* DIRECTIONS FOR THIS TASK *
Search the listing below for the word "React" and copy each line that holds it.

* COLLECTED DATA *
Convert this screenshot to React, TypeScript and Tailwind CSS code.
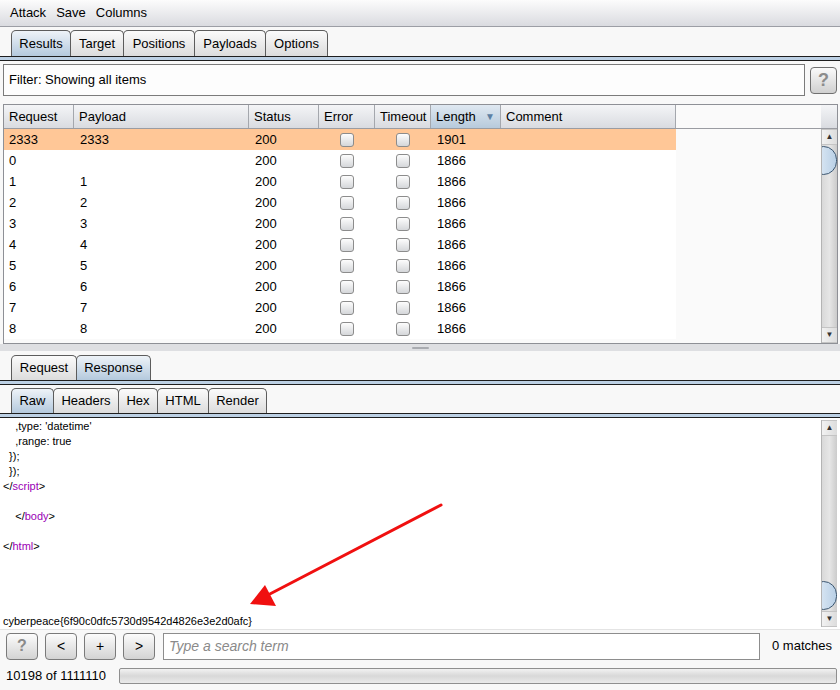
import React from 'react';

const FONT = { fontFamily: "'Liberation Sans', Arial, sans-serif" };

function Tab({ label, active, w }: { label: string; active?: boolean; w: string }) {
  return (
    <div
      className={`${w} h-full -mr-px flex items-center justify-center rounded-t-[5px] border border-b-0 border-[#5c5c5c] text-[13px] text-black ${
        active
          ? 'bg-gradient-to-b from-[#eef3f8] to-[#b4c9dd]'
          : 'bg-gradient-to-b from-[#fbfbfb] to-[#dcdcdc]'
      }`}
    >
      {label}
    </div>
  );
}

function Strip() {
  return <div className="h-[5px] w-full border-y border-[#1e1e1e] bg-[#bcd0e4] shrink-0" />;
}

function ArrowBtn({ up }: { up?: boolean }) {
  return (
    <div className="h-[16px] w-full shrink-0 flex items-center justify-center bg-gradient-to-r from-[#f2f2f2] to-[#dcdcdc] border-y border-[#c4c4c4] text-[8px] text-[#333]">
      {up ? '▲' : '▼'}
    </div>
  );
}

function Thumb() {
  return (
    <div className="w-full h-[29px] shrink-0 overflow-hidden">
      <div className="ml-[-12px] w-[27px] h-[29px] rounded-full border border-[#3b5670] bg-gradient-to-r from-[#eaf2fa] to-[#b9d0e6]" />
    </div>
  );
}

function ScrollBar({ thumbAtEnd }: { thumbAtEnd?: boolean }) {
  return (
    <div className="w-[16px] h-full flex flex-col bg-gradient-to-r from-[#d9d9d9] via-[#e6e6e6] to-[#cbcbcb] border-l border-[#b4b4b4]">
      <ArrowBtn up />
      {thumbAtEnd ? <div className="flex-1" /> : <div className="h-[1px] shrink-0" />}
      <Thumb />
      {thumbAtEnd ? <div className="h-[1px] shrink-0" /> : <div className="flex-1" />}
      <ArrowBtn />
    </div>
  );
}

function Check() {
  return (
    <div className="w-[14px] h-[14px] rounded-[3px] border border-[#8c8c8c] bg-gradient-to-b from-[#fdfdfd] to-[#d5d7da]" />
  );
}

const COLS = [
  { name: 'Request', w: 'w-[70px]' },
  { name: 'Payload', w: 'w-[175px]' },
  { name: 'Status', w: 'w-[70px]' },
  { name: 'Error', w: 'w-[56px]' },
  { name: 'Timeout', w: 'w-[56px]' },
  { name: 'Length', w: 'w-[70px]' },
  { name: 'Comment', w: 'w-[175px]' },
];

const ROWS = [
  ['2333', '2333', '1901'],
  ['0', '', '1866'],
  ['1', '1', '1866'],
  ['2', '2', '1866'],
  ['3', '3', '1866'],
  ['4', '4', '1866'],
  ['5', '5', '1866'],
  ['6', '6', '1866'],
  ['7', '7', '1866'],
  ['8', '8', '1866'],
];

function Tag({ name }: { name: string }) {
  return (
    <>
      &lt;/<span className="text-[#9a00b5]">{name}</span>&gt;
    </>
  );
}

function SmallBtn({ label, grey }: { label: string; grey?: boolean }) {
  return (
    <div
      className={`w-[32px] h-[27px] rounded-[4px] border border-[#7a7a7a] bg-gradient-to-b from-[#fcfcfc] to-[#d3d3d3] flex items-center justify-center text-[14px] ${
        grey ? 'font-bold text-[#8a8a8a] text-[16px]' : 'text-black'
      }`}
    >
      {label}
    </div>
  );
}

export default function App() {
  return (
    <div className="w-[840px] h-[690px] flex flex-col bg-[#f8f8f8] overflow-hidden text-black" style={FONT}>
      {/* Menu bar */}
      <div className="h-[27px] shrink-0 flex items-center gap-[10px] px-[10px] text-[13px] bg-gradient-to-b from-[#fcfcfc] to-[#dadbe0] border-b border-[#9c9ea5]">
        <span>Attack</span>
        <span>Save</span>
        <span>Columns</span>
      </div>

      {/* Main tabs */}
      <div className="h-[26px] mt-[3px] shrink-0 flex pl-[11px]">
        <Tab label="Results" active w="w-[60px]" />
        <Tab label="Target" w="w-[54px]" />
        <Tab label="Positions" w="w-[72px]" />
        <Tab label="Payloads" w="w-[72px]" />
        <Tab label="Options" w="w-[63px]" />
      </div>
      <Strip />

      {/* Filter */}
      <div className="h-[32px] mt-[3px] shrink-0 flex items-center">
        <div className="ml-[3px] w-[802px] h-full border border-[#7b7b7b] bg-[#fdfdfd] flex items-center px-[5px] text-[13px]">
          Filter: Showing all items
        </div>
        <div className="ml-[5px] w-[27px] h-[27px] rounded-[4px] border border-[#707070] bg-gradient-to-b from-[#fafafa] to-[#d0d0d0] flex items-center justify-center text-[18px] font-bold text-[#8c8c8c]">
          ?
        </div>
      </div>

      {/* Results table */}
      <div className="ml-[3px] mt-[8px] w-[835px] h-[240px] shrink-0 border border-[#8e9096] flex bg-[#fafafa]">
        <div className="w-[817px] h-full flex flex-col">
          <div className="h-[24px] shrink-0 flex border-b border-[#9a9ca2]">
            {COLS.map((c) => (
              <div
                key={c.name}
                className={`${c.w} h-full flex items-center justify-between px-[5px] border-r border-[#a4a7ad] text-[13px] ${
                  c.name === 'Length'
                    ? 'bg-gradient-to-b from-[#dfe8f1] to-[#b7cadc]'
                    : 'bg-gradient-to-b from-[#f4f5f7] to-[#d9dbe0]'
                }`}
              >
                <span>{c.name}</span>
                {c.name === 'Length' && <span className="text-[10px] text-[#5d7fa3]">▼</span>}
              </div>
            ))}
          </div>
          {ROWS.map((r, i) => (
            <div
              key={i}
              className={`h-[21px] w-[672px] shrink-0 flex items-center pt-[1px] text-[13px] ${i === 0 ? 'bg-[#ffc797]' : 'bg-white'}`}
            >
              <div className="w-[70px] px-[5px]">{r[0]}</div>
              <div className="w-[175px] px-[6px]">{r[1]}</div>
              <div className="w-[70px] px-[6px]">200</div>
              <div className="w-[56px] flex justify-center">
                <Check />
              </div>
              <div className="w-[56px] flex justify-center">
                <Check />
              </div>
              <div className="w-[70px] px-[6px]">{r[2]}</div>
              <div className="w-[175px]" />
            </div>
          ))}
        </div>
        <div className="w-[16px] h-full flex flex-col">
          <div className="h-[24px] shrink-0 bg-gradient-to-b from-[#f4f5f7] to-[#d9dbe0] border-b border-[#9a9ca2]" />
          <div className="flex-1 min-h-0">
            <ScrollBar />
          </div>
        </div>
      </div>

      {/* Splitter */}
      <div className="h-[7px] shrink-0 bg-[#dedfe2] flex justify-center pt-[3px]">
        <div className="w-[17px] h-[2px] rounded-full bg-[#a9abb0]" />
      </div>

      {/* Request / Response tabs */}
      <div className="h-[25px] mt-[4px] shrink-0 flex pl-[11px]">
        <Tab label="Request" w="w-[66px]" />
        <Tab label="Response" active w="w-[75px]" />
      </div>
      <Strip />

      {/* Raw tabs */}
      <div className="h-[25px] mt-[3px] shrink-0 flex pl-[11px]">
        <Tab label="Raw" active w="w-[43px]" />
        <Tab label="Headers" w="w-[66px]" />
        <Tab label="Hex" w="w-[40px]" />
        <Tab label="HTML" w="w-[52px]" />
        <Tab label="Render" w="w-[59px]" />
      </div>
      <Strip />

      {/* Response body */}
      <div className="h-[211px] shrink-0 flex bg-white">
        <div className="relative w-[821px] h-full pl-[3px] pt-[1px] text-[11px] leading-[15px] text-black whitespace-pre">
          <div>{'    ,type: \'datetime\''}</div>
          <div>{'    ,range: true'}</div>
          <div>{'  });'}</div>
          <div>{'  });'}</div>
          <div>
            <Tag name="script" />
          </div>
          <div>{' '}</div>
          <div>
            {'    '}
            <Tag name="body" />
          </div>
          <div>{' '}</div>
          <div>
            <Tag name="html" />
          </div>
          <div>{' '}</div>
          <div>{' '}</div>
          <div>{' '}</div>
          <div>{' '}</div>
          <div>cyberpeace{'{'}6f90c0dfc5730d9542d4826e3e2d0afc{'}'}</div>
          <svg className="absolute left-0 top-0" width="821" height="211" viewBox="0 0 821 211">
            <line x1="441" y1="87" x2="266" y2="178" stroke="#f01010" strokeWidth="3" strokeLinecap="round" />
            <polygon points="250,186 265,167 276,188" fill="#f01010" />
          </svg>
        </div>
        <div className="w-[16px] h-full py-[2px]">
          <ScrollBar thumbAtEnd />
        </div>
      </div>

      {/* Search row */}
      <div className="h-[33px] shrink-0 flex items-center pl-[6px] gap-[7px] border-t border-[#e4e4e4]">
        <SmallBtn label="?" grey />
        <SmallBtn label="<" />
        <SmallBtn label="+" />
        <SmallBtn label=">" />
        <div className="ml-[1px] w-[597px] h-[27px] border border-[#8d8d8d] bg-white flex items-center px-[5px] text-[14px] italic text-[#8a8a8a]">
          Type a search term
        </div>
        <span className="ml-[5px] text-[13px]">0 matches</span>
      </div>

      {/* Status */}
      <div className="h-[28px] shrink-0 flex items-center pl-[6px] text-[13px]">
        <span className="w-[113px]">10198 of 1111110</span>
        <div className="w-[718px] h-[16px] border border-[#8f8f8f] rounded-[2px] bg-gradient-to-b from-[#f2f2f2] via-[#d8d8d8] to-[#eaeaea]" />
      </div>
    </div>
  );
}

* EXERCISE SOLUTION *
Convert this screenshot to React, TypeScript and Tailwind CSS code.
import React from 'react';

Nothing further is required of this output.